Four Tet
There Is Love In You
Domino Records
Release Date: Jan 26, 2010
With the winter months closing in around me, it’s with great pleasure that gems like Four-Tet’s latest, There Is Love In You, hit my iTunes account. The days of riding bikes in jean shorts are long gone and will take another three months to return. My subway card reads “unlimited” when swiped, and my noise-cancelling headphones may as well be cemented to my ears. There’s a detachment in the air and the people moving around the city that can’t really be described by anything other organized silence.

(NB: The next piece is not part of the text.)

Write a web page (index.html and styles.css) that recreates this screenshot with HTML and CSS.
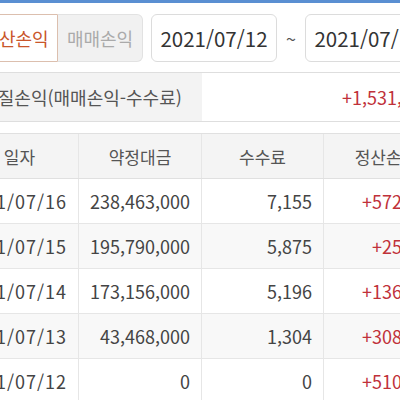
FILE: index.html
```html
<!DOCTYPE html>
<html lang="ko">
<head>
<meta charset="utf-8">
<link rel="stylesheet" href="styles.css">
</head>
<body>
<div class="topbar"></div>
<div class="page">
  <div class="filters">
    <div class="seg">
      <div class="seg-btn active">정산손익</div>
      <div class="seg-btn">매매손익</div>
    </div>
    <div class="date">2021/07/12</div>
    <div class="tilde">~</div>
    <div class="date">2021/07/16</div>
  </div>
  <div class="summary">
    <div class="sum-label">실질손익(매매손익-수수료)</div>
    <div class="sum-value">+1,531,020</div>
  </div>
  <div class="table">
    <div class="row head">
      <div class="c c1">일자</div>
      <div class="c c2">약정대금</div>
      <div class="c c3">수수료</div>
      <div class="c c4">정산손익</div>
    </div>
    <div class="row">
      <div class="c c1 day">2021/07/16</div>
      <div class="c c2 num">238,463,000</div>
      <div class="c c3 num">7,155</div>
      <div class="c c4 num red">+572,310</div>
    </div>
    <div class="row alt">
      <div class="c c1 day">2021/07/15</div>
      <div class="c c2 num">195,790,000</div>
      <div class="c c3 num">5,875</div>
      <div class="c c4 num red">+25,640</div>
    </div>
    <div class="row">
      <div class="c c1 day">2021/07/14</div>
      <div class="c c2 num">173,156,000</div>
      <div class="c c3 num">5,196</div>
      <div class="c c4 num red">+136,480</div>
    </div>
    <div class="row alt">
      <div class="c c1 day">2021/07/13</div>
      <div class="c c2 num">43,468,000</div>
      <div class="c c3 num">1,304</div>
      <div class="c c4 num red">+308,120</div>
    </div>
    <div class="row">
      <div class="c c1 day">2021/07/12</div>
      <div class="c c2 num">0</div>
      <div class="c c3 num">0</div>
      <div class="c c4 num red">+510,000</div>
    </div>
  </div>
</div>
</body>
</html>
```
FILE: styles.css
```css
html, body {
  margin: 0;
  padding: 0;
  background: #fff;
  overflow: hidden;
}
body {
  font-family: "Noto Sans CJK KR", sans-serif;
  color: #444;
  width: 400px;
  height: 400px;
}
.topbar {
  height: 3px;
  background: #5a8fd2;
}
.page {
  margin-left: -39px;
  width: 520px;
}
.filters {
  display: flex;
  align-items: center;
  margin-top: 11px;
  margin-left: 12px;
  height: 48px;
}
.seg {
  display: flex;
  height: 48px;
}
.seg-btn {
  width: 85px;
  box-sizing: border-box;
  display: flex;
  align-items: center;
  justify-content: center;
  font-size: 18px;
  color: #aaa;
  background: #f1f1f1;
  border: 1px solid #e2e2e2;
  border-left: none;
  border-radius: 0 6px 6px 0;
}
.seg-btn.active {
  color: #c9562b;
  background: #fff;
  border: 1px solid #dcbfae;
  border-radius: 6px 0 0 6px;
}
.date {
  margin-left: 8px;
  width: 126px;
  height: 48px;
  box-sizing: border-box;
  border: 1px solid #dcdcdc;
  border-radius: 6px;
  display: flex;
  align-items: center;
  justify-content: center;
  font-size: 20.5px;
  color: #333;
}
.date + .tilde + .date {
  margin-left: 0;
}
.tilde {
  width: 28px;
  text-align: center;
  font-size: 18px;
  color: #555;
}
.summary {
  display: flex;
  margin-top: 10px;
  height: 48px;
  border-top: 1px solid #dedede;
  border-bottom: 1px solid #dedede;
}
.sum-label {
  width: 241px;
  background: #f3f3f3;
  display: flex;
  align-items: center;
  justify-content: center;
  font-size: 18px;
  color: #555;
}
.sum-value {
  flex: 1;
  display: flex;
  align-items: center;
  justify-content: flex-end;
  padding-right: 49px;
  font-size: 18px;
  color: #c0313a;
}
.table {
  margin-top: 11px;
  border-top: 1px solid #e0e0e0;
}
.row {
  display: flex;
  height: 45px;
  border-bottom: 1px solid #e6e6e6;
  box-sizing: border-box;
}
.row.head {
  background: #f4f4f4;
  border-bottom: 1px solid #e0e0e0;
}
.row.alt {
  background: #f8f8f8;
}
.c {
  display: flex;
  align-items: center;
  justify-content: center;
  box-sizing: border-box;
  font-size: 18px;
  color: #444;
  border-right: 1px solid #e6e6e6;
}
.row.head .c {
  font-size: 17px;
  color: #555;
}
.c1 { width: 118px; }
.c2 { width: 123px; }
.c3 { width: 122px; }
.c4 { width: 125px; }
.day {
  justify-content: flex-end;
  padding-right: 11px;
  letter-spacing: 1px;
}
.num {
  justify-content: flex-end;
  padding-right: 11px;
}
.red {
  color: #c0313a;
}
```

There Is Love In You speaks to this with perfect pitch. Don’t get me wrong, this
is not an ambient noise record, chock full of pretension and warbling,
plodding idiocy. It’s a dance album built for the winter. There Is Love In You opens with “Angel Echoes,” a track that
features staggered vocals that fall and trip over each other in perfect
4/4 while a simplistic and trademark acoustic-sampled drum beat lays
the groundwork for the winter coat of the track: the layered synths
and plunking metallic chimes that zip you up tight.
Some of you will recall that
this is Four Tet’s first solo effort in five years. Kieran Hebden
(the man behind the laptop/records/synths) puts his chops on the line
with every track. The record seems to do a consistent build/drop,
build/drop; never extending into rave or hype music (no thunderous kick
drums or Daft Punk level schtick), and never descending into boredom.

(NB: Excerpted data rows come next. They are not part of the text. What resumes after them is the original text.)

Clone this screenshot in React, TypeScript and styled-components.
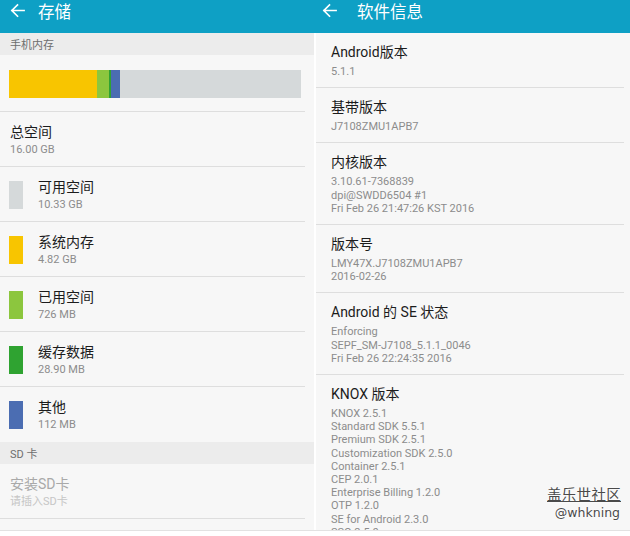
import styled, { createGlobalStyle } from "styled-components";

const GlobalStyle = createGlobalStyle`
  html, body {
    margin: 0;
    padding: 0;
    background: #ffffff;
  }
  body {
    font-family: Roboto, "Noto Sans CJK SC", sans-serif;
    -webkit-font-smoothing: antialiased;
  }
`;

const TEAL = "#0ea0c5";

const Screen = styled.div`
  position: relative;
  width: 630px;
  height: 536px;
  overflow: hidden;
  display: grid;
  grid-template-columns: 314px 316px;
  align-items: start;
  background: #ffffff;
`;

const Panel = styled.div`
  height: 531px;
  display: flex;
  flex-direction: column;
  overflow: hidden;
  background: #f7f7f7;
  border-bottom: 1px solid #e2e2e2;
  box-sizing: border-box;
`;

const Header = styled.div<{ $pad: number }>`
  height: 33px;
  flex-shrink: 0;
  background: ${TEAL};
  display: flex;
  align-items: flex-start;
  padding: 1px 0 0 ${({ $pad }) => $pad}px;
  box-sizing: border-box;
  color: #ffffff;
`;

const BackArrow = styled.svg`
  width: 15px;
  height: 15px;
  margin-top: 2px;
  flex-shrink: 0;
`;

const HeaderTitle = styled.div<{ $gap: number }>`
  margin-left: ${({ $gap }) => $gap}px;
  font-family: "Noto Sans CJK SC", sans-serif;
  font-size: 16.5px;
  line-height: 20px;
  font-weight: 400;
`;

const Body = styled.div<{ $split?: boolean }>`
  flex: 1;
  min-height: 0;
  display: flex;
  flex-direction: column;
  border-left: ${({ $split }) => ($split ? "2px solid #ffffff" : "none")};
`;

const SectionBand = styled.div`
  height: 22px;
  flex-shrink: 0;
  background: #ececec;
  padding-left: 10px;
  display: flex;
  align-items: center;
  font-family: Roboto, "Noto Sans CJK SC", sans-serif;
  font-size: 11px;
  color: #6e6e6e;
`;

const BarBlock = styled.div`
  padding: 15px 4px 13px 9px;
  margin-right: 9px;
  border-bottom: 1px solid #dedede;
  flex-shrink: 0;
`;

const Bar = styled.div`
  display: flex;
  height: 28px;
  background: #d5d9da;
`;

const BarPart = styled.div<{ $color: string }>`
  height: 100%;
  background: ${({ $color }) => $color};
`;

const Row = styled.div<{ $last?: boolean; $inset: number }>`
  display: flex;
  align-items: center;
  gap: 15px;
  padding: 11px 0 9px ${({ $inset }) => $inset}px;
  margin-right: 9px;
  border-bottom: 1px solid ${({ $last }) => ($last ? "transparent" : "#dedede")};
  flex-shrink: 0;
`;

const Swatch = styled.div<{ $color: string }>`
  width: 14px;
  height: 28px;
  background: ${({ $color }) => $color};
  flex-shrink: 0;
`;

const TextCol = styled.div`
  display: flex;
  flex-direction: column;
  min-width: 0;
`;

const Title = styled.div<{ $dim?: boolean }>`
  font-family: Roboto, "Noto Sans CJK SC", sans-serif;
  font-size: 14px;
  line-height: 18px;
  color: ${({ $dim }) => ($dim ? "#a9a9a9" : "#1c1c1c")};
  white-space: nowrap;
`;

const Sub = styled.div<{ $dim?: boolean }>`
  font-family: Roboto, "Noto Sans CJK SC", sans-serif;
  font-size: 11px;
  line-height: 14px;
  margin-top: 2px;
  color: ${({ $dim }) => ($dim ? "#c6c6c6" : "#8c8c8c")};
  white-space: nowrap;
`;

const InfoRow = styled.div`
  padding: 10px 0 9px 15px;
  margin-right: 6px;
  border-bottom: 1px solid #dedede;
  flex-shrink: 0;
`;

const InfoLines = styled.div`
  margin-top: 4px;
  font-family: Roboto, "Noto Sans CJK SC", sans-serif;
  font-size: 11px;
  line-height: 13.2px;
  color: #8c8c8c;
  white-space: nowrap;
`;

const Watermark = styled.div`
  position: absolute;
  right: 9px;
  top: 485px;
  display: flex;
  flex-direction: column;
  align-items: flex-end;
  color: #4a4a4a;
  text-shadow: 0 0 2px #ffffff, 0 0 2px #ffffff;
`;

const WatermarkName = styled.div`
  font-family: "Noto Sans CJK SC", sans-serif;
  font-size: 14.5px;
  line-height: 17px;
  letter-spacing: 0.3px;
  text-decoration: underline;
  text-decoration-thickness: 1px;
  text-underline-offset: 1px;
`;

const WatermarkUser = styled.div`
  margin-top: 3px;
  font-family: "DejaVu Sans", sans-serif;
  font-size: 12.5px;
  line-height: 15px;
  margin-right: 1px;
`;

const Arrow = () => (
  <BackArrow viewBox="0 0 16 16" fill="none" stroke="#ffffff" strokeWidth="1.8" strokeLinecap="square">
    <path d="M2 8h13M8 2L2 8l6 6" />
  </BackArrow>
);

const barParts = [
  { color: "#f8c500", width: 88 },
  { color: "#8cc63e", width: 12 },
  { color: "#2fa331", width: 2 },
  { color: "#4b6db2", width: 9 },
];

const storageRows = [
  { color: "#d5d9da", title: "可用空间", sub: "10.33 GB" },
  { color: "#f8c500", title: "系统内存", sub: "4.82 GB" },
  { color: "#8cc63e", title: "已用空间", sub: "726 MB" },
  { color: "#2fa331", title: "缓存数据", sub: "28.90 MB" },
  { color: "#4b6db2", title: "其他", sub: "112 MB" },
];

const infoRows = [
  { title: "Android版本", lines: ["5.1.1"] },
  { title: "基带版本", lines: ["J7108ZMU1APB7"] },
  { title: "内核版本", lines: ["3.10.61-7368839", "dpi@SWDD6504 #1", "Fri Feb 26 21:47:26 KST 2016"] },
  { title: "版本号", lines: ["LMY47X.J7108ZMU1APB7", "2016-02-26"] },
  { title: "Android 的 SE 状态", lines: ["Enforcing", "SEPF_SM-J7108_5.1.1_0046", "Fri Feb 26 22:24:35 2016"] },
  {
    title: "KNOX 版本",
    lines: [
      "KNOX 2.5.1",
      "Standard SDK 5.5.1",
      "Premium SDK 2.5.1",
      "Customization SDK 2.5.0",
      "Container 2.5.1",
      "CEP 2.0.1",
      "Enterprise Billing 1.2.0",
      "OTP 1.2.0",
      "SE for Android 2.3.0",
      "SSO 2.5.0",
      "TIMA 3.0",
    ],
  },
];

export default function App() {
  return (
    <>
      <GlobalStyle />
      <Screen>
        <Panel>
          <Header $pad={10}>
            <Arrow />
            <HeaderTitle $gap={13}>存储</HeaderTitle>
          </Header>
          <Body>
            <SectionBand>手机内存</SectionBand>
            <BarBlock>
              <Bar>
                {barParts.map((p) => (
                  <BarPart key={p.color} $color={p.color} style={{ width: p.width }} />
                ))}
              </Bar>
            </BarBlock>
            <Row $inset={10}>
              <TextCol>
                <Title>总空间</Title>
                <Sub>16.00 GB</Sub>
              </TextCol>
            </Row>
            {storageRows.map((r, i) => (
              <Row key={r.title} $inset={9} $last={i === storageRows.length - 1}>
                <Swatch $color={r.color} />
                <TextCol>
                  <Title>{r.title}</Title>
                  <Sub>{r.sub}</Sub>
                </TextCol>
              </Row>
            ))}
            <SectionBand>SD 卡</SectionBand>
            <Row $inset={10}>
              <TextCol>
                <Title $dim>安装SD卡</Title>
                <Sub $dim>请插入SD卡</Sub>
              </TextCol>
            </Row>
          </Body>
        </Panel>

        <Panel>
          <Header $pad={8}>
            <Arrow />
            <HeaderTitle $gap={20}>软件信息</HeaderTitle>
          </Header>
          <Body $split>
            {infoRows.map((r) => (
              <InfoRow key={r.title}>
                <Title>{r.title}</Title>
                <InfoLines>
                  {r.lines.map((l) => (
                    <div key={l}>{l}</div>
                  ))}
                </InfoLines>
              </InfoRow>
            ))}
          </Body>
        </Panel>

        <Watermark>
          <WatermarkName>盖乐世社区</WatermarkName>
          <WatermarkUser>@whkning</WatermarkUser>
        </Watermark>
      </Screen>
    </>
  );
}
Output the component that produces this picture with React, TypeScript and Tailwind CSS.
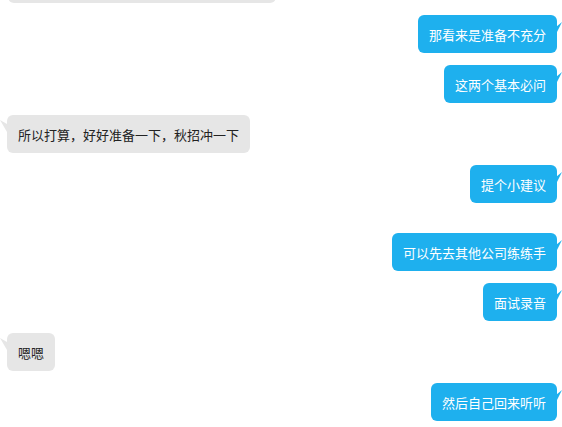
import React from 'react';

type Msg = { text: string; mine: boolean; gap?: string };

const MESSAGES: Msg[] = [
  { text: '那看来是准备不充分', mine: true, gap: 'mt-3' },
  { text: '这两个基本必问', mine: true, gap: 'mt-3' },
  { text: '所以打算，好好准备一下，秋招冲一下', mine: false, gap: 'mt-3' },
  { text: '提个小建议', mine: true, gap: 'mt-3' },
  { text: '可以先去其他公司练练手', mine: true, gap: 'mt-[30px]' },
  { text: '面试录音', mine: true, gap: 'mt-3' },
  { text: '嗯嗯', mine: false, gap: 'mt-3' },
  { text: '然后自己回来听听', mine: true, gap: 'mt-3' },
];

const Bubble = ({ text, mine }: { text: string; mine: boolean }) => (
  <div className={`relative h-[38px] px-[11px] flex items-center rounded-[6px] text-[13px] leading-none whitespace-nowrap ${mine ? 'bg-[#1eb0ee] text-white' : 'bg-[#e6e6e6] text-[#222]'}`}>
    {mine ? (
      <svg className="absolute -right-[5px] top-[6px]" width="6" height="14" viewBox="0 0 6 14">
        <polygon points="0,6 0,13 6,1" fill="#1eb0ee" />
      </svg>
    ) : (
      <svg className="absolute -left-[7px] top-[4px]" width="7" height="14" viewBox="0 0 7 14">
        <polygon points="7,5 7,13 0,1" fill="#e6e6e6" />
      </svg>
    )}
    {text}
  </div>
);

export default function App() {
  return (
    <div className="w-[562px] h-[427px] bg-white overflow-hidden" style={{ fontFamily: '"Noto Sans CJK SC", "Microsoft YaHei", sans-serif' }}>
      <div className="flex flex-col">
        {/* previous message, scrolled mostly out of view */}
        <div className="flex pl-[8px] -mt-[35px]">
          <div className="h-[38px] w-[268px] rounded-[6px] bg-[#e6e6e6]" />
        </div>
        {MESSAGES.map((m, i) => (
          <div key={i} className={`flex ${m.gap} ${m.mine ? 'justify-end pr-[5px]' : 'justify-start pl-[7px]'}`}>
            <Bubble text={m.text} mine={m.mine} />
          </div>
        ))}
      </div>
    </div>
  );
}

Of special note is the nearly 8-minute “This Unfolds,” the stocking
cap to my previous analogy. The song starts as a with a whispering
groan, a bassline that almost feels fuzzy and faux enough that is might
be more at home on a Smurfs montage. Soon enough, melancholic
guitars whisper their ways in. The build strains for the next
few minutes before taking a downright angelic turn towards heartbreaking
and breakbeating synths come to back up the downside. Sure, your
nose might be cold, but those ears are warm and it’s time to dance.
I do have an issue or two with There Is Love In You. First, like I said, it never spills over the top. I’m a guy who listens to Guns N Roses and The Misfits as much as any other music. I like over the top. Perhaps it’s part of the album’s charm, but I would’ve liked to see one song explode. This is a difficult record. It’s the sort of simple dance or electronica album that is actually ridiculously complex. Thus, it took me six listens in a variety of situations to finally figure out how it would sound best and how to interpret it. Let me save you some trouble: on your way home from work with headphones on when you have great dinner plans later on. It’s buoyant and not at all abrasive. It’s experimenting in nothing but 4/4 isn’t a detriment, but something to easily tap along with. Corny labels like “folktronica” be damned, this record is heartwarming, alive, and feels like the bridge between angsty indie kids like myself and Aphex Twin’s immortal “Windowlicker;” and that’s a bridge that, even in this weather, I’ll happily walk across.